Our hotel pre-arranged the pickup, at a cost of Rs 900 (Rs = rupees). This is a semi-outrageous price:Â a taxi from the Old Fort to the airport will typically cost Rs350 – but cost varies depending on whether the vehicle has aircon, and probably on the hotel commission. Whatever. On arrival we discovered that the driver of the pickup vehicle had to be paid cash – of course we had an abundance of rupees with us, having just arrived from South-Africa. Fortunately there is an ATM literally around the corner from the Residency hotel, and I was able to draw rupees to pay the waiting vehicle operator.
The Residency – reasonable hotel. We got shown a room in the Annexe, and immediately declined the option on the grounds of distincly unsalubriousness. The room in the main hotel was acceptable – number 106. Reasonably clean but the price for cleanliness is a breathtaking smell of disinfectant. The aircon was in perfect working order though, and we fell asleep without further ado.
We woke up late – 11 o’clock, and took a taxi to Colaba as befits any first-time visitor to Mumbai. Of course – the overriding context we had for Mumbai at this point in time, was the realisation that the cowardly religous-political inspired murders had just been committed in the city. And the sites of the crimes are extremely visible in Colaba – the Taj, Leopolds. The latter still with bullet-holes in the walls, and plate-glass windows. Requests for donations to the family of the slain staff members on the tables.
Yet the place was absolutely buzzing – not in a trying-to-forget manner, but in a “we are better than the killers and zealots” manner. Any fear that we harboured regarding being in Mumbai so soon after the attacks simple disappeared after having been to Leopolds – Mumbai is truly Maximum City, in body and soul.

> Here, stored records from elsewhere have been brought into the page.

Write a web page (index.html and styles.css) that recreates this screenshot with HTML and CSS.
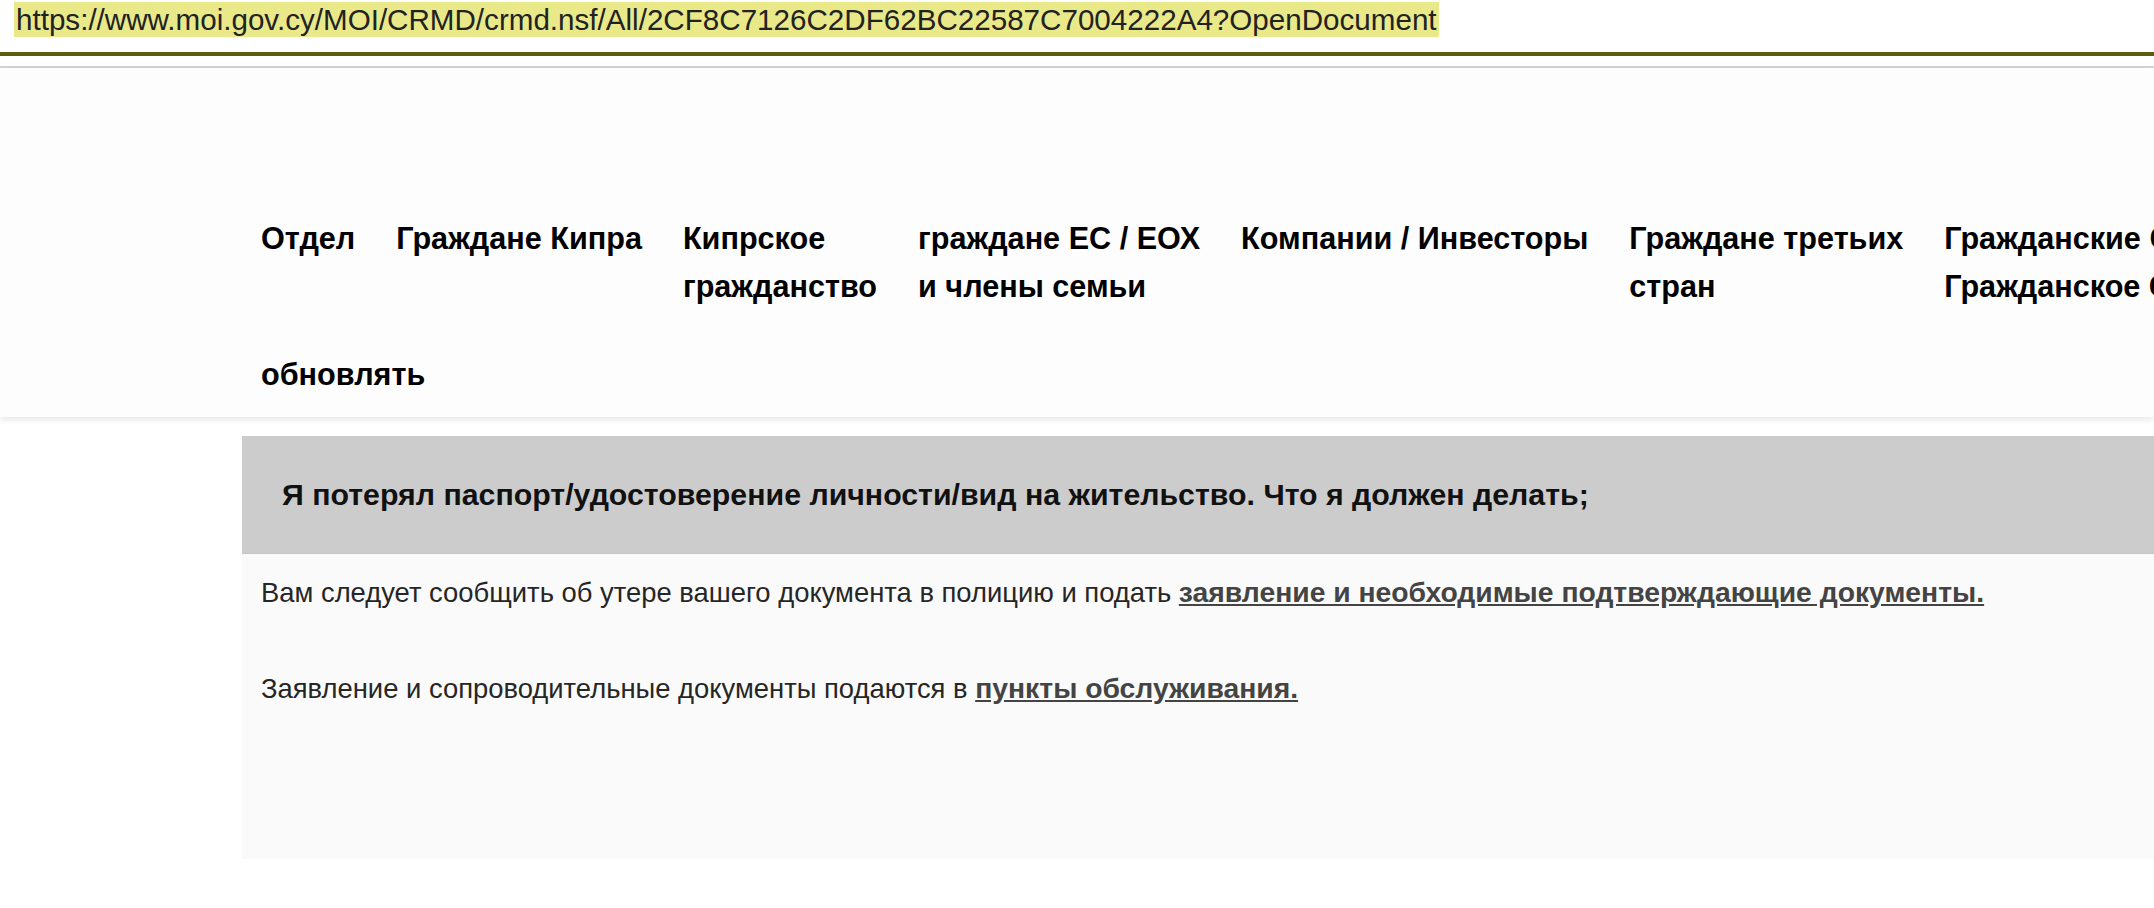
FILE: index.html
```html
<!DOCTYPE html>
<html lang="ru">
<head>
<meta charset="utf-8">
<title>moi.gov.cy</title>
<link rel="stylesheet" href="styles.css">
</head>
<body>
<div class="urlbar"><span class="url">https://www.moi.gov.cy/MOI/CRMD/crmd.nsf/All/2CF8C7126C2DF62BC22587C7004222A4?OpenDocument</span></div>
<div class="rule-olive"></div>
<div class="rule-gray"></div>
<header class="site-header">
  <nav class="nav">
    <ul class="nav-row">
      <li class="nav-item">Отдел</li>
      <li class="nav-item">Граждане Кипра</li>
      <li class="nav-item">Кипрское<br>гражданство</li>
      <li class="nav-item">граждане ЕС / ЕОХ<br>и члены семьи</li>
      <li class="nav-item">Компании / Инвесторы</li>
      <li class="nav-item">Граждане третьих<br>стран</li>
      <li class="nav-item">Гражданские Союзы /<br>Гражданское Состояние</li>
    </ul>
    <ul class="nav-row">
      <li class="nav-item">обновлять</li>
    </ul>
  </nav>
</header>
<main class="content">
  <div class="question">
    <h1 class="question-title">Я потерял паспорт/удостоверение личности/вид на жительство. Что я должен делать;</h1>
  </div>
  <div class="answer">
    <p>Вам следует сообщить об утере вашего документа в полицию и подать <a href="#">заявление и необходимые подтверждающие документы.</a></p>
    <p>Заявление и сопроводительные документы подаются в <a href="#">пункты обслуживания.</a></p>
  </div>
</main>
</body>
</html>
```
FILE: styles.css
```css
html, body {
  margin: 0;
  padding: 0;
  background: #ffffff;
  overflow: hidden;
}
body {
  font-family: "Liberation Sans", Arial, Helvetica, sans-serif;
  color: #111;
  width: 2154px;
}
.urlbar {
  padding: 2px 0 0 14px;
  height: 35px;
}
.url {
  display: inline-block;
  background: #e9e98a;
  color: #222;
  font-size: 29.6px;
  line-height: 35px;
  padding: 0 2px;
  white-space: nowrap;
}
.rule-olive {
  margin-top: 15px;
  height: 4px;
  background: #5e5c10;
}
.rule-gray {
  margin-top: 10px;
  height: 2px;
  background: #d2d2d2;
}
.site-header {
  background: #fdfdfe;
  padding: 146px 0 19px 0;
  box-shadow: 0 3px 6px rgba(0, 0, 0, 0.09);
  position: relative;
  z-index: 1;
}
.nav {
  margin-left: 242px;
  padding-left: 19px;
  display: flex;
  flex-direction: column;
  row-gap: 40px;
}
.nav-row {
  list-style: none;
  margin: 0;
  padding: 0;
  display: flex;
  column-gap: 41px;
  white-space: nowrap;
}
.nav-item {
  font-weight: bold;
  font-size: 30.6px;
  line-height: 48px;
  color: #000;
}
.content {
  margin: 19px 0 0 242px;
  width: 2000px;
}
.question {
  background: #cccccc;
  border-bottom: 1px solid #c5c5c5;
  height: 117px;
  display: flex;
  align-items: center;
  padding-left: 40px;
}
.question-title {
  margin: 0;
  font-size: 30.3px;
  font-weight: bold;
  color: #111;
  line-height: 40px;
}
.answer {
  background: #fafafa;
  height: 287px;
  padding: 18px 0 0 19px;
}
.answer p {
  margin: 0 0 55px 0;
  font-size: 27.4px;
  line-height: 40px;
  color: #262626;
}
.answer a {
  color: #444;
  font-weight: bold;
  font-size: 28.3px;
  text-decoration: underline;
}
```
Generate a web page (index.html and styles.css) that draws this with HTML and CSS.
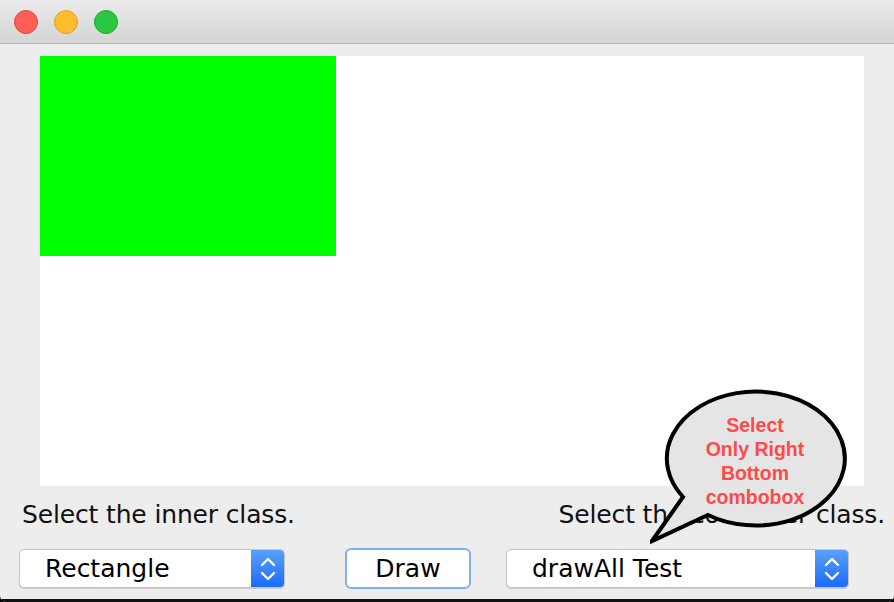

We spent two days in Mumbai – and these two days will be the subject of the next post – with scans of hotel bills, entrance tickets, beer bottle labels and postcards. Maximum media.


1 response so far ↓
1 Chester // Feb 4, 2009 at 10:19 am
I know, it’s really silly of me, but I couldn’t buy anything on rupees without doing embarassing Legend of Zelda gestures
( http://en.wikipedia.org/wiki/Hyrule#Currency )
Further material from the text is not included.